In its recommendations to the General Assembly, the Corporate Tax Division, based in part on informal discussions with the Attorney General’s Office, recommended repeal of subsection (4) of N.C.G.S. § 105-130.7, along with subsections (1), (2), (3a) and (5). The Report of the Revenue Laws Study Committee to the Legislative Research Commission recommended repeal of subsections (1), (2), (3a) and (5). The Report further recommended amending subsection (4) to extend the deduction to all corporations, regardless of state of commercial domicile and limiting the deduction to the net amount, i.e., disallowing the deduction of expenses relating to the untaxed income. The General Assembly repealed subsections (1), (2), (3a) and (5). 1996 N.C.Sess.Laws (Second Extra Sess.) c. 14, s. 3. The legislature took no action regarding subsection (4), however.

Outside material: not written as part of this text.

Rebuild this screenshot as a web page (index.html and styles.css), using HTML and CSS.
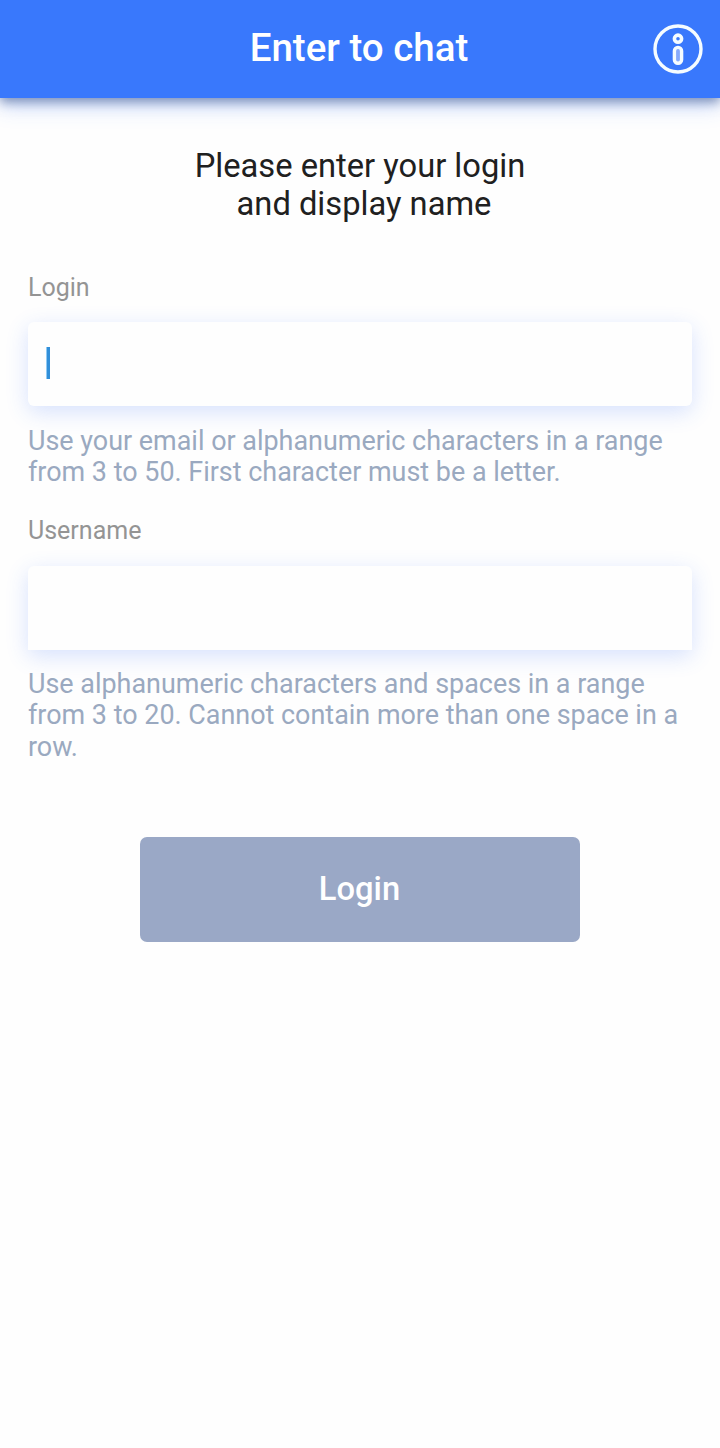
FILE: index.html
```html
<!DOCTYPE html>
<html lang="en">
<head>
<meta charset="utf-8">
<title>Enter to chat</title>
<link rel="stylesheet" href="styles.css">
</head>
<body>
<header class="bar">
  <h1 class="bar-title">Enter to chat</h1>
  <button class="info" aria-label="Info">
    <svg width="50" height="50" viewBox="0 0 50 50" fill="none" stroke="#f5fcff">
      <circle cx="25" cy="25" r="23" stroke-width="3.4"/>
      <circle cx="25" cy="14.7" r="3.6" stroke-width="3.6"/>
      <rect x="21.4" y="23.4" width="7.2" height="15.8" rx="3.5" stroke-width="3.4" fill="#86aafc"/>
    </svg>
  </button>
</header>
<main class="form">
  <p class="intro"><span>Please enter your login</span><span class="second">and display name</span></p>
  <div class="label">Login</div>
  <div class="field rounded"><span class="caret"></span></div>
  <p class="hint">Use your email or alphanumeric characters in a range<br>from 3 to 50. First character must be a letter.</p>
  <div class="label label-username">Username</div>
  <div class="field"></div>
  <p class="hint hint-username">Use alphanumeric characters and spaces in a range<br>from 3 to 20. Cannot contain more than one space in a<br>row.</p>
  <button class="submit">Login</button>
</main>
</body>
</html>
```
FILE: styles.css
```css
* { box-sizing: border-box; }
body { margin: 0; min-height: 1448px; background: #fefefe; font-family: Roboto, sans-serif; }
.bar { height: 98px; background: #3978fc; display: grid; grid-template-columns: 67px 1fr 67px; align-items: center; box-shadow: 0 4px 10px rgba(40, 65, 120, .5), 0 8px 20px rgba(57, 120, 252, .28); }
.bar-title { grid-column: 2; margin: 0 0 2px; padding-right: 2px; text-align: center; color: #fff; font-size: 38.5px; line-height: 46px; font-weight: 500; }
.info { grid-column: 3; padding: 0; border: 0; background: none; width: 50px; height: 50px; }
.info svg { display: block; }
.form { display: flex; flex-direction: column; padding: 49px 28px 0; }
.intro { margin: 0 0 50px; display: flex; flex-direction: column; align-items: center; color: #202020; font-size: 32.7px; line-height: 38px; }
.second { padding-left: 8px; }
.label { color: #949494; font-size: 25px; line-height: 30px; margin-bottom: 19px; }
.label-username { margin-bottom: 20px; }
.field { height: 84px; background: #fefefe; padding: 25px 18px; border-radius: 6px 6px 0 0; box-shadow: 0 6px 22px rgba(57, 110, 252, .2); }
.rounded { border-radius: 6px; }
.caret { display: block; width: 4px; height: 32px; background: #318fd9; border-left: 1px solid #90caf4; }
.hint { margin: 19.6px 0 27.6px; color: #9aa9c0; font-size: 26.93px; line-height: 31.4px; white-space: nowrap; }
.hint-username { margin: 19px 0 27px; }
.submit { align-self: center; width: 440px; height: 105.5px; margin-top: 46.4px; padding: 0 1px 0.6px 0; border: 0; border-radius: 7px; background: #9aa8c6; color: #fff; font: 500 32.7px/40px Roboto, sans-serif; }
```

The deduction afforded by N.C.G.S. § 105-130.7(4) is only available to corporations commercially domiciled in North Carolina. Thus, the provision provides a direct commercial advantage to local businesses, benefiting in-state corporations at the expense of their out-of-state competitors. Moreover, the deduction favors in-state corporations over out-of-state corporations based solely on the location of the taxpayer’s business. The Commerce Clause prohibits such preferential treatment which "’forecloses tax-neutral decisions and … creates … an advantage’ for corporations operating in [North Carolina]…." Westinghouse Electrical Corp. v. Tully, 466 U.S. 388, 406 (1984) (quoting Boston Stock Exchange, 429 U.S. at 331). See also Oregon Waste Systems v. Department of Environmental Quality, 511 U.S. —, 128 L.Ed.2d 13; New Energy Co. of Indiana v. Limbach, 486 U.S. 269; American Trucking Associations v. Scheiner, 484 U.S. 266; Boston Stock Exchange v. State Tax Commission, 429 U.S. 318. It is therefore our opinion that N.C.G.S. § 105-130.7(4) facially discriminates against interstate commerce in violation of the Commerce Clause and would not survive a judicial challenge. n2
n2 We do not believe N.C.G.S. § 105-130.7(4) can be justified as a valid compensatory tax under Fulton.
We hope the foregoing is helpful. If we can be of further assistance, please let us know.